- Given information -
= = =
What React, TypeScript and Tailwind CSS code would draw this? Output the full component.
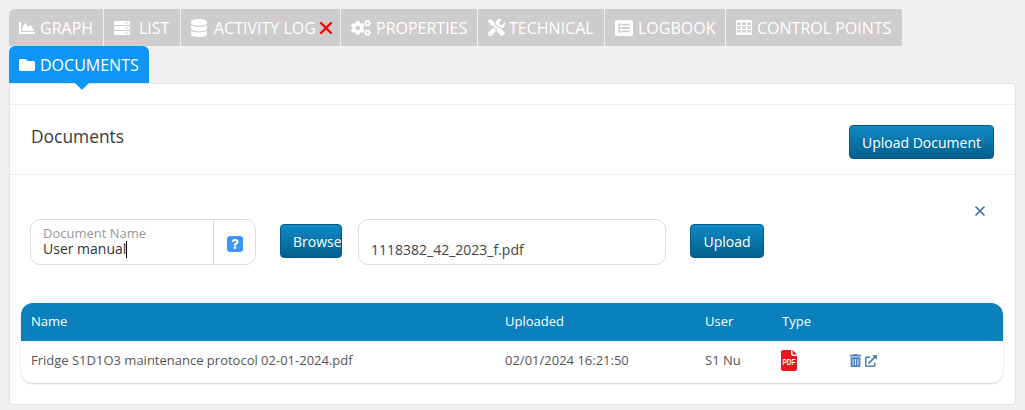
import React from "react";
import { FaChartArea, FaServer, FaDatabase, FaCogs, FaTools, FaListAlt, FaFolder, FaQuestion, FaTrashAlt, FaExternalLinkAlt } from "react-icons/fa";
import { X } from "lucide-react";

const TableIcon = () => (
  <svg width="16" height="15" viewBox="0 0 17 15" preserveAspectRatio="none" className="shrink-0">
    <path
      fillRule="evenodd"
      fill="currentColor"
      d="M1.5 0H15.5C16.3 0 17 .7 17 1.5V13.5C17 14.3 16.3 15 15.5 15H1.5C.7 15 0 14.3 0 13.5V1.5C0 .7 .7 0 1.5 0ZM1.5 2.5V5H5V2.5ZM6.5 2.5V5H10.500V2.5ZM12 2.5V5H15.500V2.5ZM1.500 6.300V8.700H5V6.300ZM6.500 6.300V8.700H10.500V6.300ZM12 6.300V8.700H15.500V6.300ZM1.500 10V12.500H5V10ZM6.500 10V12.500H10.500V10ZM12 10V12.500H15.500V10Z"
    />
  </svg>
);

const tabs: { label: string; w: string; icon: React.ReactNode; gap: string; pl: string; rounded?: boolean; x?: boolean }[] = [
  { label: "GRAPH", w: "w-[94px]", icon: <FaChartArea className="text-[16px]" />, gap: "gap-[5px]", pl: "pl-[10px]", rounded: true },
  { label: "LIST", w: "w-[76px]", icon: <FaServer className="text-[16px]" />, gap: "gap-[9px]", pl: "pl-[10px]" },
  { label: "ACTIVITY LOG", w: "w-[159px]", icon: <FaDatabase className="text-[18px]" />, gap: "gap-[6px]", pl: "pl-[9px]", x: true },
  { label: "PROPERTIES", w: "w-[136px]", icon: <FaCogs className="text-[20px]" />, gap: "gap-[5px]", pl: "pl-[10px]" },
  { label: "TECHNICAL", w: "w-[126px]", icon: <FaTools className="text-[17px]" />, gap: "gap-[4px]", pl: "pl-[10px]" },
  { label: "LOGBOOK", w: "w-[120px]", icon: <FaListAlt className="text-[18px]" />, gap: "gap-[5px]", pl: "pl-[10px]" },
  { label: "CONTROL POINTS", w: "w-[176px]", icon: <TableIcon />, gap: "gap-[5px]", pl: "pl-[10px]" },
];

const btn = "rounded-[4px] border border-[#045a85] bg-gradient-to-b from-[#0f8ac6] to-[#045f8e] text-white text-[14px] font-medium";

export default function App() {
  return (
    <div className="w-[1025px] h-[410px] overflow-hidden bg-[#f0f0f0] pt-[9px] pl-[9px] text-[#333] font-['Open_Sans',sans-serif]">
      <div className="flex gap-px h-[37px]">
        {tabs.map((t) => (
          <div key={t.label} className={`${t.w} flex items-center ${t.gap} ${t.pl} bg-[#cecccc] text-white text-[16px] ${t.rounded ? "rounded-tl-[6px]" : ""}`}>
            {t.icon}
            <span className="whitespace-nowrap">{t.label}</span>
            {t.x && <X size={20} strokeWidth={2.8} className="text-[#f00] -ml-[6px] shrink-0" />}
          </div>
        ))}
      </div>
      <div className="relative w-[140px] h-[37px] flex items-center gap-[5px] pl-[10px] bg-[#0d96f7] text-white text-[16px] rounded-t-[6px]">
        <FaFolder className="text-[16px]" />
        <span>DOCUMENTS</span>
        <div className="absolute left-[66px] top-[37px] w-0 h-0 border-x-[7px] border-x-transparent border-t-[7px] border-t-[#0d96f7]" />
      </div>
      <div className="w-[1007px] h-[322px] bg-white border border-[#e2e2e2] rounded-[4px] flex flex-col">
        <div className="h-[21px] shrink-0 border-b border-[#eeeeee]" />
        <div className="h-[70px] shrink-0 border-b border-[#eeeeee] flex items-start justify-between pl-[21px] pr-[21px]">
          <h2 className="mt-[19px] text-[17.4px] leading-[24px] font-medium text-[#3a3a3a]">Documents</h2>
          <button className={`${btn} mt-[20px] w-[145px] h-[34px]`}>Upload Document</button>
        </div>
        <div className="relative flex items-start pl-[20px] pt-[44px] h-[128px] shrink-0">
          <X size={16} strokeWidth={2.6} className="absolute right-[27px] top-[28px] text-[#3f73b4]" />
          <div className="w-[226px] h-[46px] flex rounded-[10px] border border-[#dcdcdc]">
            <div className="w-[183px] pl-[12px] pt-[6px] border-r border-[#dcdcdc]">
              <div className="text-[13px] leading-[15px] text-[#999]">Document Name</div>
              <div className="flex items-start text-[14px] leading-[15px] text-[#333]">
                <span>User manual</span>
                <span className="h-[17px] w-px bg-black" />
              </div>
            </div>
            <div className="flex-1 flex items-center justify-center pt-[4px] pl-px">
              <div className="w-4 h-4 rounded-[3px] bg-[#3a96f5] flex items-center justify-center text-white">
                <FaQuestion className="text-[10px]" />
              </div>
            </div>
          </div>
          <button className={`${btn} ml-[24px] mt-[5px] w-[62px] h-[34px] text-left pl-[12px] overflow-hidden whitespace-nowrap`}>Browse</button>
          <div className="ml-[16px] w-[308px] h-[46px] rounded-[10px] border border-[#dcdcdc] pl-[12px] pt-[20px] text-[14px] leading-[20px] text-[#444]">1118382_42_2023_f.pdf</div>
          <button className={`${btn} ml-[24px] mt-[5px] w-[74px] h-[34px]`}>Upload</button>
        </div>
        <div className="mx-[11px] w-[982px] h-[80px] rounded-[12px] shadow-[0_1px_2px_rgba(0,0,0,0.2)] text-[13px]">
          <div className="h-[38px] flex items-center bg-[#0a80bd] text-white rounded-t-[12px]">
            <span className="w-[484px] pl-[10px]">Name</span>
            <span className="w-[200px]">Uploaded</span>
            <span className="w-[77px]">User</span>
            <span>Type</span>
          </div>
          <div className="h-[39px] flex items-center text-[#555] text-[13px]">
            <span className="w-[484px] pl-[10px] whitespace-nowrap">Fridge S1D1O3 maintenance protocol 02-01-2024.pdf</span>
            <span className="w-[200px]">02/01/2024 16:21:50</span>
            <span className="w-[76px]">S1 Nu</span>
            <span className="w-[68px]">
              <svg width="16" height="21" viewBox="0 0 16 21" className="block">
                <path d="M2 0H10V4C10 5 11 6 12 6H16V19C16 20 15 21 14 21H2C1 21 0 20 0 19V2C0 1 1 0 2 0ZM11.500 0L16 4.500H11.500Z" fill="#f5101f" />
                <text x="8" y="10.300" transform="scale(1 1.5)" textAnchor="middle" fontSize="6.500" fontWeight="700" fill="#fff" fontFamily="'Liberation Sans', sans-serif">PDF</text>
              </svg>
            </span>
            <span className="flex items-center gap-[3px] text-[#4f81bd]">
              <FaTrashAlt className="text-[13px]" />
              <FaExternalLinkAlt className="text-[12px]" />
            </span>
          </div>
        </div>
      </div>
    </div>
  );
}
= = =
- The request -
Print out the whole of the material word for word, without pictures.

- The result -
What React, TypeScript and Tailwind CSS code would draw this? Output the full component.
import React from "react";
import { FaChartArea, FaServer, FaDatabase, FaCogs, FaTools, FaListAlt, FaFolder, FaQuestion, FaTrashAlt, FaExternalLinkAlt } from "react-icons/fa";
import { X } from "lucide-react";

const TableIcon = () => (
  <svg width="16" height="15" viewBox="0 0 17 15" preserveAspectRatio="none" className="shrink-0">
    <path
      fillRule="evenodd"
      fill="currentColor"
      d="M1.5 0H15.5C16.3 0 17 .7 17 1.5V13.5C17 14.3 16.3 15 15.5 15H1.5C.7 15 0 14.3 0 13.5V1.5C0 .7 .7 0 1.5 0ZM1.5 2.5V5H5V2.5ZM6.5 2.5V5H10.500V2.5ZM12 2.5V5H15.500V2.5ZM1.500 6.300V8.700H5V6.300ZM6.500 6.300V8.700H10.500V6.300ZM12 6.300V8.700H15.500V6.300ZM1.500 10V12.500H5V10ZM6.500 10V12.500H10.500V10ZM12 10V12.500H15.500V10Z"
    />
  </svg>
);

const tabs: { label: string; w: string; icon: React.ReactNode; gap: string; pl: string; rounded?: boolean; x?: boolean }[] = [
  { label: "GRAPH", w: "w-[94px]", icon: <FaChartArea className="text-[16px]" />, gap: "gap-[5px]", pl: "pl-[10px]", rounded: true },
  { label: "LIST", w: "w-[76px]", icon: <FaServer className="text-[16px]" />, gap: "gap-[9px]", pl: "pl-[10px]" },
  { label: "ACTIVITY LOG", w: "w-[159px]", icon: <FaDatabase className="text-[18px]" />, gap: "gap-[6px]", pl: "pl-[9px]", x: true },
  { label: "PROPERTIES", w: "w-[136px]", icon: <FaCogs className="text-[20px]" />, gap: "gap-[5px]", pl: "pl-[10px]" },
  { label: "TECHNICAL", w: "w-[126px]", icon: <FaTools className="text-[17px]" />, gap: "gap-[4px]", pl: "pl-[10px]" },
  { label: "LOGBOOK", w: "w-[120px]", icon: <FaListAlt className="text-[18px]" />, gap: "gap-[5px]", pl: "pl-[10px]" },
  { label: "CONTROL POINTS", w: "w-[176px]", icon: <TableIcon />, gap: "gap-[5px]", pl: "pl-[10px]" },
];

const btn = "rounded-[4px] border border-[#045a85] bg-gradient-to-b from-[#0f8ac6] to-[#045f8e] text-white text-[14px] font-medium";

export default function App() {
  return (
    <div className="w-[1025px] h-[410px] overflow-hidden bg-[#f0f0f0] pt-[9px] pl-[9px] text-[#333] font-['Open_Sans',sans-serif]">
      <div className="flex gap-px h-[37px]">
        {tabs.map((t) => (
          <div key={t.label} className={`${t.w} flex items-center ${t.gap} ${t.pl} bg-[#cecccc] text-white text-[16px] ${t.rounded ? "rounded-tl-[6px]" : ""}`}>
            {t.icon}
            <span className="whitespace-nowrap">{t.label}</span>
            {t.x && <X size={20} strokeWidth={2.8} className="text-[#f00] -ml-[6px] shrink-0" />}
          </div>
        ))}
      </div>
      <div className="relative w-[140px] h-[37px] flex items-center gap-[5px] pl-[10px] bg-[#0d96f7] text-white text-[16px] rounded-t-[6px]">
        <FaFolder className="text-[16px]" />
        <span>DOCUMENTS</span>
        <div className="absolute left-[66px] top-[37px] w-0 h-0 border-x-[7px] border-x-transparent border-t-[7px] border-t-[#0d96f7]" />
      </div>
      <div className="w-[1007px] h-[322px] bg-white border border-[#e2e2e2] rounded-[4px] flex flex-col">
        <div className="h-[21px] shrink-0 border-b border-[#eeeeee]" />
        <div className="h-[70px] shrink-0 border-b border-[#eeeeee] flex items-start justify-between pl-[21px] pr-[21px]">
          <h2 className="mt-[19px] text-[17.4px] leading-[24px] font-medium text-[#3a3a3a]">Documents</h2>
          <button className={`${btn} mt-[20px] w-[145px] h-[34px]`}>Upload Document</button>
        </div>
        <div className="relative flex items-start pl-[20px] pt-[44px] h-[128px] shrink-0">
          <X size={16} strokeWidth={2.6} className="absolute right-[27px] top-[28px] text-[#3f73b4]" />
          <div className="w-[226px] h-[46px] flex rounded-[10px] border border-[#dcdcdc]">
            <div className="w-[183px] pl-[12px] pt-[6px] border-r border-[#dcdcdc]">
              <div className="text-[13px] leading-[15px] text-[#999]">Document Name</div>
              <div className="flex items-start text-[14px] leading-[15px] text-[#333]">
                <span>User manual</span>
                <span className="h-[17px] w-px bg-black" />
              </div>
            </div>
            <div className="flex-1 flex items-center justify-center pt-[4px] pl-px">
              <div className="w-4 h-4 rounded-[3px] bg-[#3a96f5] flex items-center justify-center text-white">
                <FaQuestion className="text-[10px]" />
              </div>
            </div>
          </div>
          <button className={`${btn} ml-[24px] mt-[5px] w-[62px] h-[34px] text-left pl-[12px] overflow-hidden whitespace-nowrap`}>Browse</button>
          <div className="ml-[16px] w-[308px] h-[46px] rounded-[10px] border border-[#dcdcdc] pl-[12px] pt-[20px] text-[14px] leading-[20px] text-[#444]">1118382_42_2023_f.pdf</div>
          <button className={`${btn} ml-[24px] mt-[5px] w-[74px] h-[34px]`}>Upload</button>
        </div>
        <div className="mx-[11px] w-[982px] h-[80px] rounded-[12px] shadow-[0_1px_2px_rgba(0,0,0,0.2)] text-[13px]">
          <div className="h-[38px] flex items-center bg-[#0a80bd] text-white rounded-t-[12px]">
            <span className="w-[484px] pl-[10px]">Name</span>
            <span className="w-[200px]">Uploaded</span>
            <span className="w-[77px]">User</span>
            <span>Type</span>
          </div>
          <div className="h-[39px] flex items-center text-[#555] text-[13px]">
            <span className="w-[484px] pl-[10px] whitespace-nowrap">Fridge S1D1O3 maintenance protocol 02-01-2024.pdf</span>
            <span className="w-[200px]">02/01/2024 16:21:50</span>
            <span className="w-[76px]">S1 Nu</span>
            <span className="w-[68px]">
              <svg width="16" height="21" viewBox="0 0 16 21" className="block">
                <path d="M2 0H10V4C10 5 11 6 12 6H16V19C16 20 15 21 14 21H2C1 21 0 20 0 19V2C0 1 1 0 2 0ZM11.500 0L16 4.500H11.500Z" fill="#f5101f" />
                <text x="8" y="10.300" transform="scale(1 1.5)" textAnchor="middle" fontSize="6.500" fontWeight="700" fill="#fff" fontFamily="'Liberation Sans', sans-serif">PDF</text>
              </svg>
            </span>
            <span className="flex items-center gap-[3px] text-[#4f81bd]">
              <FaTrashAlt className="text-[13px]" />
              <FaExternalLinkAlt className="text-[12px]" />
            </span>
          </div>
        </div>
      </div>
    </div>
  );
}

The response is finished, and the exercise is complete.